Data shown
-=-=-=-=-
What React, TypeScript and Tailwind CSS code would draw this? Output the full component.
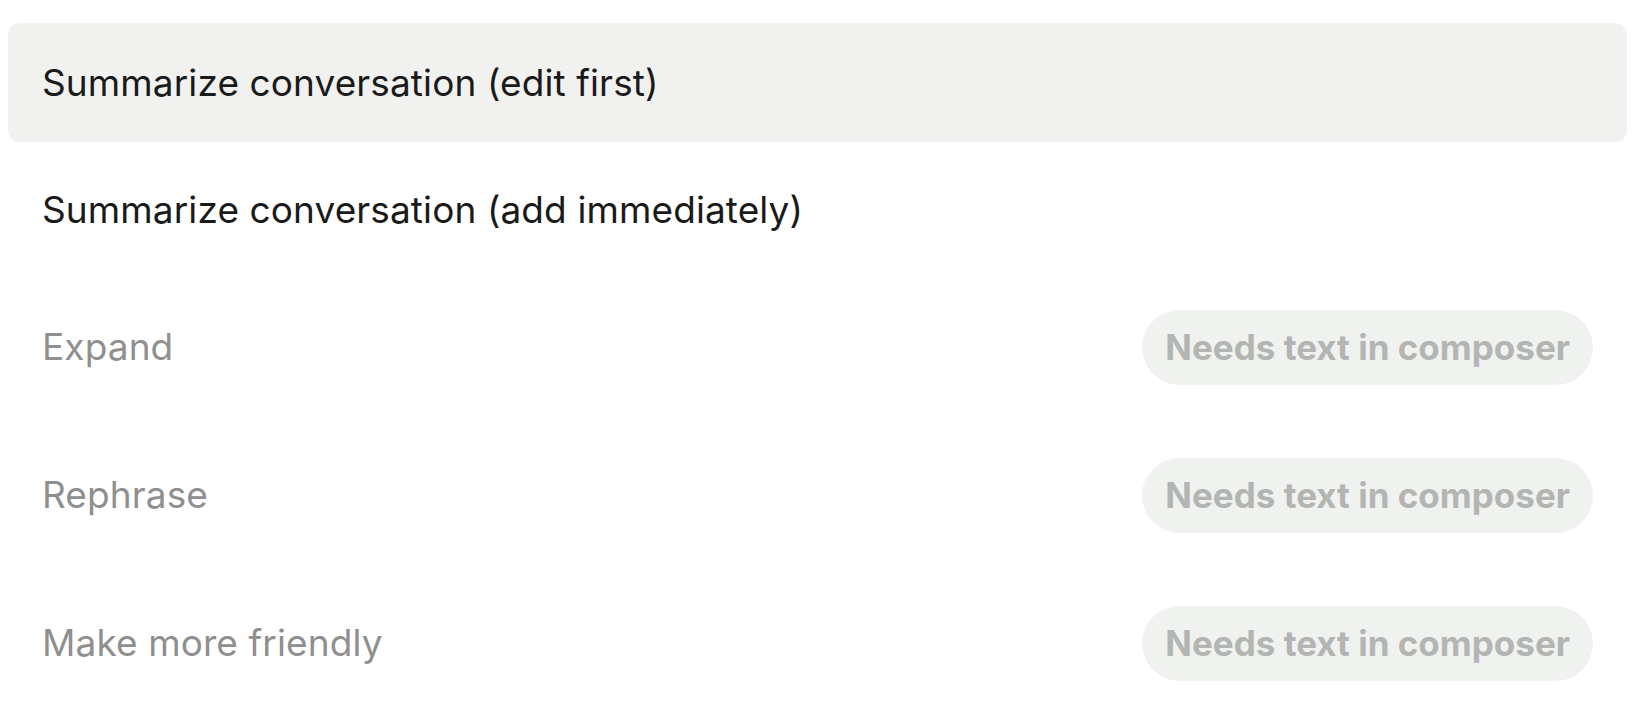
import React from 'react';

interface Action {
  label: string;
  disabled?: boolean;
  active?: boolean;
}

const ACTIONS: Action[] = [
  { label: 'Summarize conversation (edit first)', active: true },
  { label: 'Summarize conversation (add immediately)' },
  { label: 'Expand', disabled: true },
  { label: 'Rephrase', disabled: true },
  { label: 'Make more friendly', disabled: true },
];

export default function App() {
  return (
    <div
      className="w-[1640px] h-[714px] bg-white pl-[8px] pr-[13px] pt-[23px] overflow-hidden"
      style={{ fontFamily: 'Inter, "Liberation Sans", Arial, sans-serif' }}
    >
      <ul className="flex flex-col">
        {ACTIONS.map((a, i) => (
          <li
            key={a.label}
            className={
              'flex items-center justify-between px-[34px] rounded-[12px] ' +
              (a.active
                ? 'h-[119px] bg-[#f1f2ef]'
                : i === 1
                  ? 'h-[126px] mt-[5px]'
                  : 'h-[148px]')
            }
          >
            <span
              className={
                'text-[37px] tracking-[0.1px] ' +
                (a.disabled ? 'text-[#8f8f8f]' : 'text-[#1a1a1a]')
              }
            >
              {a.label}
            </span>
            {a.disabled && (
              <span className="h-[75px] flex items-center px-[23px] rounded-full bg-[#f0f2ef] text-[35px] font-bold text-[#b3b5b3]">
                Needs text in composer
              </span>
            )}
          </li>
        ))}
      </ul>
    </div>
  );
}
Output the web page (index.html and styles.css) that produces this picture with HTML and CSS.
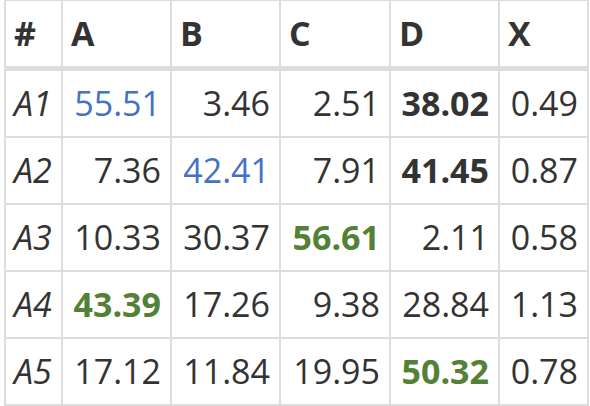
FILE: index.html
```html
<!DOCTYPE html>
<html>
<head>
<meta charset="utf-8">
<link rel="stylesheet" href="styles.css">
</head>
<body>
<div class="wrap">
<table class="grid">
  <colgroup>
    <col class="c-idx"><col class="c-num"><col class="c-num"><col class="c-wide"><col class="c-num"><col class="c-x">
  </colgroup>
  <thead>
    <tr><th>#</th><th>A</th><th>B</th><th>C</th><th>D</th><th>X</th></tr>
  </thead>
  <tbody>
    <tr><td class="idx">A1</td><td class="blue">55.51</td><td>3.46</td><td>2.51</td><td class="bold">38.02</td><td>0.49</td></tr>
    <tr><td class="idx">A2</td><td>7.36</td><td class="blue">42.41</td><td>7.91</td><td class="bold">41.45</td><td>0.87</td></tr>
    <tr><td class="idx">A3</td><td>10.33</td><td>30.37</td><td class="green">56.61</td><td>2.11</td><td>0.58</td></tr>
    <tr><td class="idx">A4</td><td class="green">43.39</td><td>17.26</td><td>9.38</td><td>28.84</td><td>1.13</td></tr>
    <tr><td class="idx">A5</td><td>17.12</td><td>11.84</td><td>19.95</td><td class="green">50.32</td><td>0.78</td></tr>
  </tbody>
</table>
</div>
</body>
</html>
```
FILE: styles.css
```css
html, body {
  margin: 0;
  padding: 0;
  background: #ffffff;
}
.wrap {
  padding-left: 4px;
}
.grid {
  margin-top: -1px;
  border-collapse: separate;
  border-spacing: 0;
  table-layout: fixed;
  width: 585px;
  border-left: 2px solid #dddddd;
  border-top: 2px solid #dddddd;
  font-family: "Open Sans", sans-serif;
  font-size: 34px;
  color: #333333;
}
.c-idx { width: 57px; }
.c-num { width: 109px; }
.c-wide { width: 110px; }
.c-x { width: 89px; }
.grid th, .grid td {
  border-right: 2px solid #dddddd;
  border-bottom: 2px solid #dddddd;
  padding: 7px 9px 7px 8px;
  line-height: 51px;
  white-space: nowrap;
  overflow: visible;
}
.grid th {
  text-align: left;
  font-weight: 700;
  border-bottom-width: 5px;
}
.grid td {
  text-align: right;
}
.grid td.idx {
  text-align: left;
  font-style: italic;
}
.blue { color: #4472c4; }
.green { color: #538135; font-weight: 700; }
.bold { font-weight: 700; }
```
-=-=-=-=-
Exercise details
Each record above should be copied character for character, with pictures dropped.

Complete response
What React, TypeScript and Tailwind CSS code would draw this? Output the full component.
import React from 'react';

interface Action {
  label: string;
  disabled?: boolean;
  active?: boolean;
}

const ACTIONS: Action[] = [
  { label: 'Summarize conversation (edit first)', active: true },
  { label: 'Summarize conversation (add immediately)' },
  { label: 'Expand', disabled: true },
  { label: 'Rephrase', disabled: true },
  { label: 'Make more friendly', disabled: true },
];

export default function App() {
  return (
    <div
      className="w-[1640px] h-[714px] bg-white pl-[8px] pr-[13px] pt-[23px] overflow-hidden"
      style={{ fontFamily: 'Inter, "Liberation Sans", Arial, sans-serif' }}
    >
      <ul className="flex flex-col">
        {ACTIONS.map((a, i) => (
          <li
            key={a.label}
            className={
              'flex items-center justify-between px-[34px] rounded-[12px] ' +
              (a.active
                ? 'h-[119px] bg-[#f1f2ef]'
                : i === 1
                  ? 'h-[126px] mt-[5px]'
                  : 'h-[148px]')
            }
          >
            <span
              className={
                'text-[37px] tracking-[0.1px] ' +
                (a.disabled ? 'text-[#8f8f8f]' : 'text-[#1a1a1a]')
              }
            >
              {a.label}
            </span>
            {a.disabled && (
              <span className="h-[75px] flex items-center px-[23px] rounded-full bg-[#f0f2ef] text-[35px] font-bold text-[#b3b5b3]">
                Needs text in composer
              </span>
            )}
          </li>
        ))}
      </ul>
    </div>
  );
}
Output the web page (index.html and styles.css) that produces this picture with HTML and CSS.
FILE: index.html
```html
<!DOCTYPE html>
<html>
<head>
<meta charset="utf-8">
<link rel="stylesheet" href="styles.css">
</head>
<body>
<div class="wrap">
<table class="grid">
  <colgroup>
    <col class="c-idx"><col class="c-num"><col class="c-num"><col class="c-wide"><col class="c-num"><col class="c-x">
  </colgroup>
  <thead>
    <tr><th>#</th><th>A</th><th>B</th><th>C</th><th>D</th><th>X</th></tr>
  </thead>
  <tbody>
    <tr><td class="idx">A1</td><td class="blue">55.51</td><td>3.46</td><td>2.51</td><td class="bold">38.02</td><td>0.49</td></tr>
    <tr><td class="idx">A2</td><td>7.36</td><td class="blue">42.41</td><td>7.91</td><td class="bold">41.45</td><td>0.87</td></tr>
    <tr><td class="idx">A3</td><td>10.33</td><td>30.37</td><td class="green">56.61</td><td>2.11</td><td>0.58</td></tr>
    <tr><td class="idx">A4</td><td class="green">43.39</td><td>17.26</td><td>9.38</td><td>28.84</td><td>1.13</td></tr>
    <tr><td class="idx">A5</td><td>17.12</td><td>11.84</td><td>19.95</td><td class="green">50.32</td><td>0.78</td></tr>
  </tbody>
</table>
</div>
</body>
</html>
```
FILE: styles.css
```css
html, body {
  margin: 0;
  padding: 0;
  background: #ffffff;
}
.wrap {
  padding-left: 4px;
}
.grid {
  margin-top: -1px;
  border-collapse: separate;
  border-spacing: 0;
  table-layout: fixed;
  width: 585px;
  border-left: 2px solid #dddddd;
  border-top: 2px solid #dddddd;
  font-family: "Open Sans", sans-serif;
  font-size: 34px;
  color: #333333;
}
.c-idx { width: 57px; }
.c-num { width: 109px; }
.c-wide { width: 110px; }
.c-x { width: 89px; }
.grid th, .grid td {
  border-right: 2px solid #dddddd;
  border-bottom: 2px solid #dddddd;
  padding: 7px 9px 7px 8px;
  line-height: 51px;
  white-space: nowrap;
  overflow: visible;
}
.grid th {
  text-align: left;
  font-weight: 700;
  border-bottom-width: 5px;
}
.grid td {
  text-align: right;
}
.grid td.idx {
  text-align: left;
  font-style: italic;
}
.blue { color: #4472c4; }
.green { color: #538135; font-weight: 700; }
.bold { font-weight: 700; }
```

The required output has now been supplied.